Candidates’ Policy Ideas on Full Display in Second GOP Debate

Almost all of the stories about last night’s GOP presidential debate focus on the bombastic spectacle of candidate’s squaring off against one another.

Donald Trump jabbed Sen. Rand Paul for being on the stage despite his poll numbers. Paul jabbed back, wondering whether Trump is mature enough to be trusted with the nuclear launch codes. Trump jabbed Carly Fiorina’s business record. Fiorina jabbed back, sharply rebuking his prior comments about her appearance and wondering whether he’s fit to manage the country’s economy given that he’s declared bankruptcy four times. Trump jabbed Gov. Jeb Bush for his brother’s legacy in Iraq. Bush jabbed back, accusing Trump of giving him campaign contributions in an attempt to buy favor for casino gambling in Florida.

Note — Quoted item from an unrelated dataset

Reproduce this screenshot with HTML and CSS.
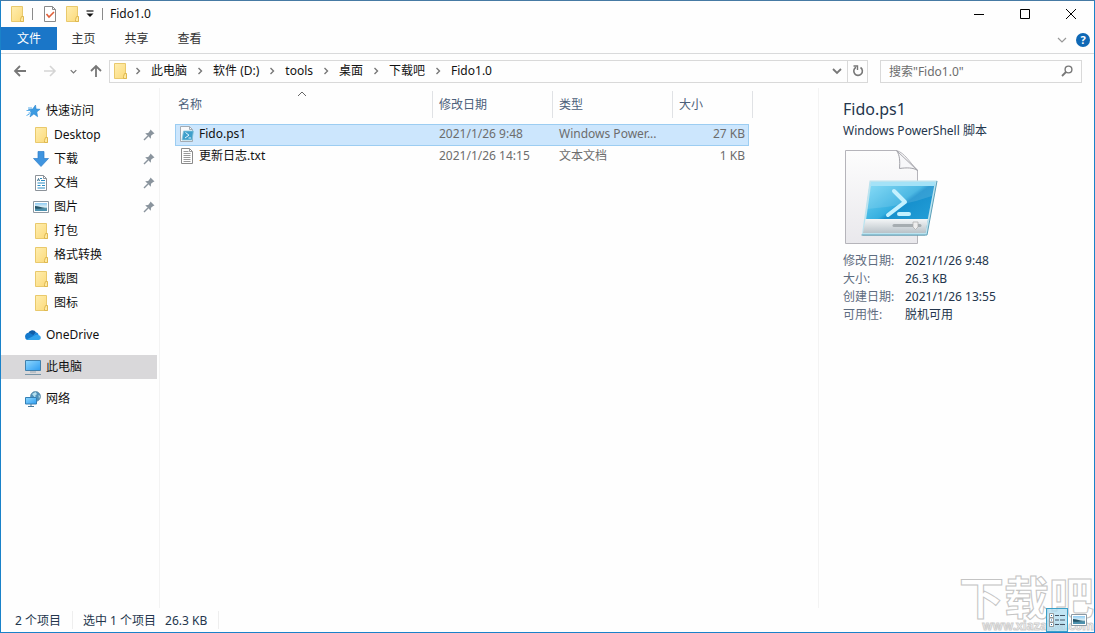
FILE: index.html
```html
<!DOCTYPE html>
<html lang="zh-CN">
<head>
<meta charset="utf-8">
<title>Fido1.0</title>
<link rel="stylesheet" href="styles.css">
</head>
<body>
<svg class="defs" width="0" height="0" aria-hidden="true">
  <defs>
    <linearGradient id="gFolder" x1="0" x2="1" y1="0" y2="1"><stop offset="0" stop-color="#ffeeb0"/><stop offset="1" stop-color="#fbd978"/></linearGradient>
    <linearGradient id="gScreen" x1="0" x2="1" y1="0" y2="1"><stop offset="0" stop-color="#8fd8ff"/><stop offset="1" stop-color="#2d9cf0"/></linearGradient>
    <linearGradient id="gPage" x1="0" x2="0" y1="0" y2="1"><stop offset="0" stop-color="#fdfdfd"/><stop offset="1" stop-color="#e9e8ec"/></linearGradient>
    <linearGradient id="gShell" x1="0" x2="1" y1="0" y2="1"><stop offset="0" stop-color="#7fdcf8"/><stop offset=".45" stop-color="#35afe0"/><stop offset=".5" stop-color="#1690cd"/><stop offset="1" stop-color="#2aa5dc"/></linearGradient>
    <linearGradient id="gBar" x1="0" x2="0" y1="0" y2="1"><stop offset="0" stop-color="#f4f6f7"/><stop offset="1" stop-color="#b9c2c8"/></linearGradient>
    <linearGradient id="gSea" x1="0" x2="0" y1="0" y2="1"><stop offset="0" stop-color="#8ecbf3"/><stop offset=".5" stop-color="#e0f0f5"/><stop offset=".7" stop-color="#4f8ca4"/><stop offset="1" stop-color="#4b94b4"/></linearGradient>
    <symbol id="folder" viewBox="0 0 16 16"><path d="M2.500.5h11v10l1 .5v4.500h-12z" fill="url(#gFolder)" stroke="#e9c96c"/><path d="M11.500 15.500v-2l1-3h2v5z" fill="#ffe9a0" stroke="#dfb850"/></symbol>
    <symbol id="star" viewBox="0 0 16 16"><path d="M10.500 2l.6 4 4 .3-3.300 2.600.8 4.800-3.700-2.800L5 14l1.300-4.800L3.500 6.500l4.200-.4z" fill="#3c9be2" stroke="#2b86d0" stroke-width=".6"/><path d="M3 5h4M1.500 7.500h4M3.500 10H6M1.500 12.500l3-1.500" stroke="#5aaeea" stroke-width="1"/></symbol>
    <symbol id="down" viewBox="0 0 16 16"><path d="M5 .5h6v7h4.500L8 15.500.5 7.500H5z" fill="#3f94df" stroke="#2d7cc8" stroke-width=".7"/></symbol>
    <symbol id="doc" viewBox="0 0 16 16"><path d="M2.500.5h8l3 3v12h-11z" fill="#fff" stroke="#8c9299"/><path d="M10.500.5v3h3" fill="none" stroke="#8c9299"/><path d="M7 3.500h2M8 5.500h4M4.500 8h7.500M4.500 10.500h3M9 10.500h3M4.500 13h7.500" stroke="#2c8ec4" stroke-width="1.200"/><path d="M4.500 6l1-2.500 1 2.500" fill="none" stroke="#3b6f8c"/></symbol>
    <symbol id="pic" viewBox="0 0 16 16"><path d="M.5 2.500h15v11H.5z" fill="#fff" stroke="#8d99a3"/><path d="M2 4h12v8H2z" fill="url(#gSea)"/><path d="M2 7c3 0 6 1.500 10 2-4 .5-7 1-10 .5z" fill="#245468"/></symbol>
    <symbol id="cloud" viewBox="0 0 16 16"><path d="M3.200 6.200a4.300 4.300 0 0 1 7.900-.8L8 9z" fill="#0f5ea8"/><path d="M.2 10.300a3.500 3.500 0 0 1 4.600-4.200L11 9.500 3 13A2.800 2.800 0 0 1 .2 10.300z" fill="#1479cc"/><path d="M8 8.500l3-3.200a3.400 3.400 0 0 1 2.700 3l-2 3z" fill="#1b86dc"/><path d="M1.500 12.500L8.500 9l3-1.200c2.400 0 4.300.7 4.300 2.900 0 1.300-1 2.300-2.300 2.300h-10z" fill="#32a4ec"/></symbol>
    <symbol id="pc" viewBox="0 0 16 16"><path d="M.5 1.500h15v10H.5z" fill="url(#gScreen)" stroke="#4080ac"/><path d="M5 13h6" stroke="#9aa8b2"/><path d="M0 15.500h16" stroke="#7894a6"/></symbol>
    <symbol id="net" viewBox="0 0 16 16"><circle cx="10.500" cy="5.500" r="5" fill="#4f8fb8" stroke="#5b8aa5" stroke-width=".7"/><path d="M7 3l3.500-2L12 3l-2 2 2 2-1 1zM13.500 4l1.500 1-1 3z" fill="#b5dfee"/><path d="M.5 6.500h11v6.500H.5z" fill="url(#gScreen)" stroke="#347fb4"/><path d="M6 13v2M3 15.500h6" stroke="#47799b"/></symbol>
    <symbol id="pin" viewBox="0 0 12 12"><path d="M7.500.5l4 4-1.300.5-2.200 1.800-.2 3L2.200 4.200l3-.2L7 1.800z" fill="#8a949d"/><path d="M5 7L1 11" stroke="#8a949d" stroke-width="1.400"/></symbol>
    <symbol id="crumb" viewBox="0 0 8 8"><path d="M2.500 1l3 3-3 3" fill="none" stroke="#777" stroke-width="1.400"/></symbol>
    <symbol id="chev" viewBox="0 0 10 10"><path d="M1 3l4 4 4-4" fill="none" stroke="currentColor" stroke-width="1.800"/></symbol>
    <symbol id="arrow" viewBox="0 0 14 14"><path d="M13 7H2M7 2L2 7l5 5" fill="none" stroke="currentColor" stroke-width="1.800"/></symbol>
    <symbol id="arrow-right" viewBox="0 0 14 14"><path d="M1 7h11M7 2l5 5-5 5" fill="none" stroke="currentColor" stroke-width="1.600"/></symbol>
    <symbol id="ps" viewBox="0 0 16 16"><path d="M1.500.5h9l3 3v12h-12z" fill="#f8f9fb" stroke="#a3abb3"/><path d="M10.500.5v3h3" fill="none" stroke="#a3abb3"/><path d="M4.500 5h10L13 14H3z" fill="#3f9fcb" stroke="#8cc6dd" stroke-width=".8"/><path d="M6.500 6.500L10 9.200 6 12M9.500 12h2.500" fill="none" stroke="#e3f6ff"/></symbol>
    <symbol id="txt" viewBox="0 0 16 16"><path d="M2.500.5h8l3 3v12h-11z" fill="#fff" stroke="#8a8a8a"/><path d="M10.500.5v3h3M4.500 3.500h5M4.500 5.500h7M4.500 7.500h7M4.500 9.500h7M4.500 11.500h7M4.500 13.500h7" fill="none" stroke="#999"/></symbol>
  </defs>
</svg>
<div class="window">
  <header class="titlebar">
    <svg class="i16"><use href="#folder"/></svg>
    <span class="rule rule-a"></span>
    <button class="bare" aria-label="属性"><svg class="i16" viewBox="0 0 16 16"><path d="M2.500.5h8l3 3v12h-11z" fill="#fff" stroke="#8a8a8a"/><path d="M10.500.5v3h3" fill="none" stroke="#8a8a8a"/><path d="M4.500 8l2.500 3 5-5" fill="none" stroke="#e0603a" stroke-width="1.600"/></svg></button>
    <button class="bare qa-folder" aria-label="新建文件夹"><svg class="i16"><use href="#folder"/></svg></button>
    <button class="bare qa-more" aria-label="自定义快速访问工具栏"><svg width="8" height="8" viewBox="0 0 8 8"><path d="M.5 1h7" stroke="#222" stroke-width="1.300"/><path d="M.5 3.500h7L4 7z" fill="#111"/></svg></button>
    <span class="rule rule-b"></span>
    <h1 class="caption">Fido1.0</h1>
    <div class="winbtns">
      <button class="bare" aria-label="最小化"><svg width="12" height="12"><path d="M1 6.500h10" stroke="#000"/></svg></button>
      <button class="bare" aria-label="最大化"><svg width="12" height="12"><path d="M1.500 1.500h9v9h-9z" fill="none" stroke="#000"/></svg></button>
      <button class="bare" aria-label="关闭"><svg width="12" height="12"><path d="M1 1l10 10M11 1L1 11" stroke="#000"/></svg></button>
    </div>
  </header>
  <div class="ribbon">
    <button class="tab tab-file">文件</button>
    <button class="tab">主页</button>
    <button class="tab">共享</button>
    <button class="tab">查看</button>
    <div class="ribbon-end">
      <button class="bare expand" aria-label="展开功能区"><svg width="10" height="10" viewBox="0 0 10 10"><path d="M1 3l4 4 4-4" fill="none" stroke="#999" stroke-width="1.200"/></svg></button>
      <button class="bare help" aria-label="帮助">?</button>
    </div>
  </div>
  <div class="addressbar">
    <button class="bare back" aria-label="后退"><svg width="14" height="14"><use href="#arrow"/></svg></button>
    <button class="bare forward" aria-label="前进"><svg width="14" height="14"><use href="#arrow-right"/></svg></button>
    <button class="bare recent" aria-label="最近位置"><svg width="7" height="7"><use href="#chev"/></svg></button>
    <button class="bare up" aria-label="上移"><svg width="14" height="14" viewBox="0 0 14 14"><path d="M7 13V2M2 7l5-5 5 5" fill="none" stroke="#777" stroke-width="1.800"/></svg></button>
    <nav class="path" aria-label="路径">
      <svg class="i16"><use href="#folder"/></svg>
      <svg class="sep first"><use href="#crumb"/></svg><a href="#">此电脑</a>
      <svg class="sep"><use href="#crumb"/></svg><a href="#">软件 (D:)</a>
      <svg class="sep"><use href="#crumb"/></svg><a href="#">tools</a>
      <svg class="sep"><use href="#crumb"/></svg><a href="#">桌面</a>
      <svg class="sep"><use href="#crumb"/></svg><a href="#">下载吧</a>
      <svg class="sep"><use href="#crumb"/></svg><a href="#">Fido1.0</a>
      <button class="bare drop" aria-label="以前的位置"><svg width="10" height="10"><use href="#chev"/></svg></button>
      <button class="bare refresh" aria-label="刷新"><svg width="12" height="12" viewBox="0 0 12 12"><path d="M4 2.300a4.300 4.300 0 1 0 4.500.2" fill="none" stroke="#777" stroke-width="1.600"/><path d="M1.500 1h4v4" fill="none" stroke="#777" stroke-width="1.400"/></svg></button>
    </nav>
    <label class="search">
      <input type="text" placeholder="搜索&quot;Fido1.0&quot;" aria-label="搜索">
      <svg width="12" height="12" viewBox="0 0 12 12"><circle cx="7.500" cy="4.500" r="3.400" fill="none" stroke="#777" stroke-width="1.400"/><path d="M5 7L1 11" stroke="#777" stroke-width="1.800"/></svg>
    </label>
  </div>
  <main class="content">
    <nav class="tree" aria-label="导航窗格">
      <a class="node" href="#"><svg class="i16"><use href="#star"/></svg>快速访问</a>
      <a class="node child" href="#"><svg class="i16"><use href="#folder"/></svg>Desktop<svg class="pin"><use href="#pin"/></svg></a>
      <a class="node child" href="#"><svg class="i16"><use href="#down"/></svg>下载<svg class="pin"><use href="#pin"/></svg></a>
      <a class="node child" href="#"><svg class="i16"><use href="#doc"/></svg>文档<svg class="pin"><use href="#pin"/></svg></a>
      <a class="node child" href="#"><svg class="i16"><use href="#pic"/></svg>图片<svg class="pin"><use href="#pin"/></svg></a>
      <a class="node child" href="#"><svg class="i16"><use href="#folder"/></svg>打包</a>
      <a class="node child" href="#"><svg class="i16"><use href="#folder"/></svg>格式转换</a>
      <a class="node child" href="#"><svg class="i16"><use href="#folder"/></svg>截图</a>
      <a class="node child" href="#"><svg class="i16"><use href="#folder"/></svg>图标</a>
      <a class="node root" href="#"><svg class="i16"><use href="#cloud"/></svg>OneDrive</a>
      <a class="node root current" href="#"><svg class="i16"><use href="#pc"/></svg>此电脑</a>
      <a class="node root" href="#"><svg class="i16"><use href="#net"/></svg>网络</a>
    </nav>
    <section class="files">
      <table>
        <colgroup><col class="c-name"><col class="c-date"><col class="c-type"><col class="c-size"><col class="c-end"></colgroup>
        <thead><tr>
          <th><div class="head">名称<svg class="sort" width="10" height="6"><path d="M1 5l4-4 4 4" fill="none" stroke="#666"/></svg></div></th>
          <th><div class="head">修改日期</div></th><th><div class="head">类型</div></th><th><div class="head open">大小</div></th><th><div class="head end"></div></th>
        </tr></thead>
        <tbody>
          <tr class="selected"><td class="name"><span><svg class="i16"><use href="#ps"/></svg>Fido.ps1</span></td><td>2021/1/26 9:48</td><td>Windows Power...</td><td class="num">27 KB</td></tr>
          <tr><td class="name"><span><svg class="i16"><use href="#txt"/></svg>更新日志.txt</span></td><td>2021/1/26 14:15</td><td>文本文档</td><td class="num">1 KB</td></tr>
        </tbody>
      </table>
    </section>
    <aside class="details">
      <h2>Fido.ps1</h2>
      <p class="kind">Windows PowerShell 脚本</p>
      <svg class="preview" width="96" height="96" viewBox="0 0 96 96">
        <path d="M2.500 1.500h51C62 4 66 13 74.500 21v73.500h-72z" fill="url(#gPage)" stroke="#b5b4ba"/>
        <path d="M53.500 1.500C57 6 57 13 56.500 19.500c7-1 14-1 18 2z" fill="#f7f7f9" stroke="#a2a2a8"/>
        <path d="M27 32h65L83 84.500l-1 2.500H19.500z" fill="#7c929e" opacity=".45"/>
        <path d="M27.500 32.500H93L83 85H20z" fill="url(#gShell)" stroke="#bce3ef" stroke-width="2"/>
        <path d="M22.500 70h62.500l-2.500 14H20z" fill="url(#gBar)"/>
        <path d="M28 33H92.500l-1 4H27z" fill="#a4e2f7"/>
        <path d="M24 60Q58 58 89 47L91 37H28z" fill="#fff" opacity=".12"/>
        <path d="M51 42l11 11-17 13M56 65h10" fill="none" stroke="#c4f1ff" stroke-width="4" stroke-linecap="round" stroke-linejoin="round"/>
        <path d="M51 76.500h26" stroke="#a6adb1" stroke-width="3" stroke-linecap="round"/>
        <path d="M70 73h5v5l-2.500 2.500L70 78z" fill="#eee" stroke="#aaa" stroke-width=".7"/>
        <path d="M18.500 86H84L94 32" fill="none" stroke="#5b9fb8"/>
      </svg>
      <dl>
        <dt>修改日期:</dt><dd>2021/1/26 9:48</dd>
        <dt>大小:</dt><dd>26.3 KB</dd>
        <dt>创建日期:</dt><dd>2021/1/26 13:55</dd>
        <dt>可用性:</dt><dd>脱机可用</dd>
      </dl>
    </aside>
  </main>
  <footer class="status">
    <span class="cell">2 个项目</span>
    <span class="cell"><span>选中 1 个项目</span><span>26.3 KB</span></span>
    <div class="views">
      <button class="view on" aria-label="详细信息"><svg width="16" height="14"><path d="M.5.5h4v4h-4zM.5 5h4v4h-4zM.5 9.500h4v4h-4z" fill="#fff" stroke="#888" stroke-width=".8"/><path d="M2 2.500h1M2 7h1M2 11.500h1" stroke="#176faa"/><path d="M6 2.500h4M11 2.500h5M6 7h4M11 7h5M6 11.500h4M11 11.500h5" stroke="#456"/></svg></button>
      <button class="view" aria-label="大图标"><svg width="16" height="16"><use href="#pic"/></svg></button>
    </div>
  </footer>
  <div class="watermark"><span class="wm-name">下载吧</span><span class="wm-site">www.xiazaiba.com</span></div>
</div>
</body>
</html>
```
FILE: styles.css
```css
* { box-sizing: border-box; }
body {
  margin: 0;
  font: 12px/18px "Noto Sans", "Noto Sans CJK SC", sans-serif;
  color: #111;
  background: #fff;
}
a { color: inherit; text-decoration: none; }
h1, h2, p, dl, dd { margin: 0; font-weight: 400; }
button, input { font: inherit; color: inherit; }
svg { display: block; flex: none; }
.defs { position: absolute; }
.i16 { width: 16px; height: 16px; }
.bare { border: 0; padding: 0; background: none; display: flex; align-items: center; justify-content: center; }

.window {
  position: relative;
  display: flex;
  flex-direction: column;
  min-height: 100vh;
  border: 1px solid #1a82c9;
  border-top-color: #467aa4;
  background: #fefefe;
}
.titlebar { display: flex; align-items: center; height: 26px; padding-left: 8px; }
.rule { width: 1px; height: 12px; background: #8a8a8a; }
.rule-a { margin: 0 9px 0 7px; }
.rule-b { margin: 0 7px 0 8px; }
.qa-folder { margin-left: 6px; }
.qa-more { margin-left: 6px; }
.caption { font-size: 12px; }
.winbtns { display: flex; margin-left: auto; }
.winbtns .bare { width: 46px; height: 25px; }

.ribbon { display: flex; height: 27px; border-bottom: 1px solid #d9dadb; }
.tab { width: 53px; height: 23px; padding: 0; border: 0; background: none; color: #333; }
.tab-file { width: 56px; background: #1a76c8; color: #fff; }
.ribbon-end { display: flex; gap: 9px; margin-left: auto; padding-right: 4px; align-items: center; }
.help { width: 14px; height: 14px; border-radius: 50%; background: #0f68b5; color: #fff; font-weight: 700; font-size: 11px; line-height: 14px; }

.addressbar { display: flex; align-items: center; height: 34px; padding: 0 12px; color: #777; }
.forward { margin-left: 16px; color: #d5d5d5; }
.recent { margin-left: 13px; }
.up { margin: 0 6px 0 12px; }
.path { flex: 1; display: flex; align-items: center; height: 23px; border: 1px solid #d9d9d9; color: #111; padding-left: 2px; }
.sep { width: 8px; height: 8px; margin: 0 9px; }
.sep.first { margin: 0 9px 0 6px; }
.drop { width: 20px; height: 21px; margin-left: auto; color: #777; }
.refresh { width: 20px; height: 21px; border-left: 1px solid #d9d9d9; }
.search { display: flex; align-items: center; width: 202px; height: 23px; margin-left: 12px; padding: 0 8px; border: 1px solid #d9d9d9; }
.search input { flex: 1; min-width: 0; height: 20px; padding: 0; border: 0; outline: 0; background: none; }
.search input::placeholder { color: #6d6d6d; opacity: 1; }

.content { flex: 1; display: flex; }
.tree { width: 159px; padding: 11px 2px 0 0; border-right: 1px solid #f3f3f3; }
.node { display: flex; align-items: center; gap: 5px; height: 24px; padding: 0 2px 0 24px; }
.child { padding-left: 32px; }
.root { margin-top: 8px; }
.current { background: #d9d8da; }
.pin { width: 12px; height: 12px; margin-left: auto; }

.files { flex: 1; padding: 3px 15px 0; }
table { border-collapse: separate; border-spacing: 0; table-layout: fixed; width: 578px; }
.c-name { width: 258px; }
.c-date, .c-type { width: 120px; }
.c-size { width: 76px; }
.c-end { width: 4px; }
th { padding: 0 0 6px; font-weight: 400; text-align: left; color: #4c607a; }
.head { position: relative; height: 27px; padding-left: 6px; line-height: 27px; border-right: 1px solid #e0e2e5; }
.head.open { border-right: 0; }
.head.end { padding: 0; }
th:first-child .head { padding-left: 3px; }
.sort { position: absolute; left: 122px; top: 0; }
td { height: 21px; padding: 0 0 2px 6px; line-height: 18px; color: #6d6d6d; white-space: nowrap; overflow: hidden; }
.name { padding-left: 4px; color: #111; }
.name span { display: flex; align-items: center; gap: 4px; }
.num { padding: 0 4px 2px 0; text-align: right; }
.selected td { height: 22px; background: #cce6fd; border: solid #9ccdf2; border-width: 1px 0; }
.selected td:first-child { border-left-width: 1px; padding-left: 3px; }
.selected td:last-child { border-right-width: 1px; padding-right: 3px; }

.details { width: 276px; padding: 10px 10px 0 24px; border-left: 1px solid #f3f3f3; color: #24364d; }
.details h2 { font-size: 16px; line-height: 22px; }
.kind { line-height: 22px; }
.preview { margin: 7px 0; }
dl { display: grid; grid-template-columns: 62px 1fr; line-height: 18px; }
dt { color: #5e6c80; }

.status { display: flex; align-items: center; height: 24px; padding-left: 14px; color: #24364d; }
.cell { display: flex; gap: 9px; padding: 2px 11px 0 0; margin-right: 10px; border-right: 1px solid #eee; line-height: 16px; }
.views { position: relative; z-index: 2; display: flex; margin-left: auto; padding-right: 4px; }
.view { display: flex; align-items: center; justify-content: center; width: 22px; height: 24px; padding: 0; border: 1px solid transparent; background: none; }
.view.on { border-color: #3aa0c8; background: rgba(168, 218, 240, .7); }

.watermark { position: absolute; right: 0; bottom: 0; display: flex; flex-direction: column; align-items: flex-end; color: #fff; font-weight: 700; pointer-events: none; }
.wm-name { font-size: 45px; line-height: 45px; -webkit-text-stroke: 1px #c4c4c4; }
.wm-site { font-size: 12px; line-height: 12px; -webkit-text-stroke: 1px #cfcfcf; }
```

Unfortunately, it’s tough to do much else when it’s clear that the debate’s moderators clearly confused their role with that of instigators. Nearly every question was aimed not at teasing out a policy position, but instead was clearly directed at creating onstage friction. Take, for instance, CNN’s Jake Tapper, who began the debate asking other candidates whether they were comfortable with Trump’s finger on the nuclear codes, he then asked Bush whether he believed Trump to be a serious candidate, and then goaded Sen. Paul to respond to a percetived attack by Trump.

“Listen, you know, if I were sitting at home and watching this back and forth, I would be included to turn it off,” a fed up Gov. John Kasich said. “I mean, people at home want to know across this country, they want to know what we’re going to do to fix this place, how we’ll balance a budget, how we’re going to create more economic growth, how we’ll pay down the debt. What we’re going to do to strengthen the military.”

“Now, I know that it may be buzzing out there, but I think it’s important we get to the issues,” he concluded, clearly exasperated.

Amen. Fortunately, the chastened moderators did finally allow for some serious policy discussion, and that was when the depth and quality of the Republican field finally came to the fore.

Rubio got to flash his foreign policy chops, discussing how the Russians are positioning themselves to become the “single most important power broker” in the Middle East, the risk of chemical weapons falling into the hands of terrorists if Syria isn’t properly handled, and the insanity of allowing a regime that chants “death to America” to inspect their own facilities.

Fiorina projected strength across the board, speaking deftly on issues as disparate as relations with Vladimir Putin, how to add teeth to the Iran agreement, a strategy for fighting the Islamic State, and a defense of her time as CEO of Hewlett Packard.

Paul was able to frame himself as the noninterventionist Republican, someone who expresses the “need to think before we act” because we can’t always be “the world’s patsies” who “fight their wars” rather than “defend American interests.”

Kasich was able to stress the need for a middle path, highlighted by his calls for “unity” on foreign policy, his unwillingness to shut down the government (even if it means not being able to defund Planned Parenthood), and his plan for economic growth, which includes investing in education.

Walker highlighted his record in Wisconsin, closing a budget deficit, dramatically reducing taxes, and defunding Planned Parenthood.

Bush was finally allowed the chance to explain his stance on immigration, characterized as the “hopeful, optimistic approach, the approach that says that, you come to our country legally, you pursue your dreams with a vengeance, you create opportunities for us all.”

Christie was able to put more meat on the bones of his plan to reform government spending on entitlement programs, which have gone from 26 percent of all federal spending when John Kennedy was president to 71 percent of spending today.

Cruz got the chance to take several shots at Iran and the problems with President Obama’s nuclear deal–namely, that it would send hundreds of billions of dollars to Ayatollah Khamanei.

Carson got to flash his policy credentials by extolling the economic benefits of the flat tax, which he would temper by increasing and indexing the minimum wage.

And Trump was given the chance to be his usual punchy self, nimbly playing off of others’ answers to express a surprisingly moderate stance.

So while the pundits and political class will inevitably spend days fulminating about whether Trump won or lost the debate and endlessly arguing over which candidates had a top-notch put down, the real story of this debate was that the candidates finally got to talk about their ideas. And hopefully, through that conversation, America got to see a surprisingly diverse set of views being offered up by a deep, impressive pool of candidates.